There are places in Michigan's Upper Peninsula that are very difficult to access - one stretch of the Huron Mountains was listed as "impassable" for many years on Michigan highway maps. The planned route, M-35, was eventually cancelled.

A portion of the roadway was built and still exists today. From Marquette, taking County Route 510 eventually leads you to a road known as Blind 35, a few miles of dirt and gravel that should have been M-35. Further west, driving the road from L'Anse to Skanee was once M-35 as well.

Truly Impassable? Not Likely

But what about those miles where M-35 should have run through the Huron Mountains. Was it really impassable, an engineering challenge the Michigan State Highway Department of the 1930s was unable to overcome?

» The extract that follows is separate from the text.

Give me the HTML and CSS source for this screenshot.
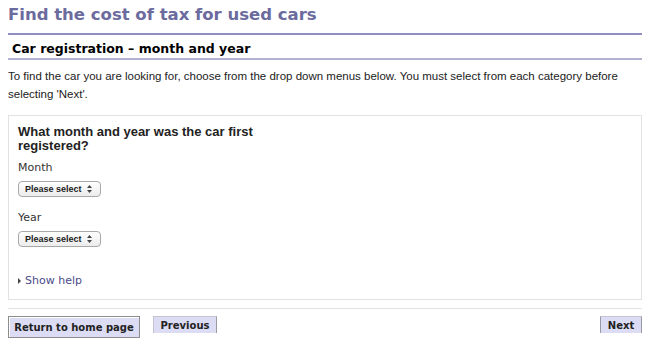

Likely not. The story takes an odd turn thanks to Henry Ford and the private, exclusive Huron Mountain Club. The excellent site picks up the story,

Ford owned large tracts of land in nearby Baraga County as well as in northern Marquette County. To help his cause—that of gaining membership in the Huron Mountain Club—Ford purchased additional acreage in Marquette County adjacent to the HMC holdings including land along the proposed route of M-35. Ford worked to stop construction of the highway through his holdings and, according to local author and historican Fred Rydholm, an Attorney General's opinion helped seal the fate of M-35 though the Huron Mountains. Further construction on the incomplete portion of the highway through the Hurons was halted and, within a decade, the entire route of M-35 from US-41/M-28 (between Negaunee and Marquette) to US-41 at L'Anse was removed from the state trunkline system.

Hmmm. So that's why you can't travel well around the Huron Mountains today. In a sad irony, after Ford gained access to the Huron Mountain Club and built a mansion there, his wife decided she didn't like it and the Fords left the club after two years.

Travelling Across the Huron Mountains Today

You can do it - but it's not easy. Dirt two-lane paths are your only option between Big Bay and Skanee. The explorers behind the site Naihed did it in 2012 and lucky for us took lots of pictures. Without named roads, the pair used topographic maps, a compass and intuition to get across the Huron Mountains. If you read the blog (and you really should) the pair did lots of exploring along the way accounting for nearly a week to make the less than 100 mile trip - quite a different experience than staying well to the south of the Huron Mountains and heading east-to-west on US 41.

Coming from the east, eventually you'll need to cross Big Erik's Bridge, the only way to get across the Huron River by car. Here's what that bridge and the surrounding wilderness looks like:

Sound like a Yooper trip-of-a-lifetime? It might be. Consider the Huron Mountain wilderness the most desolate location in the Upper Peninsula.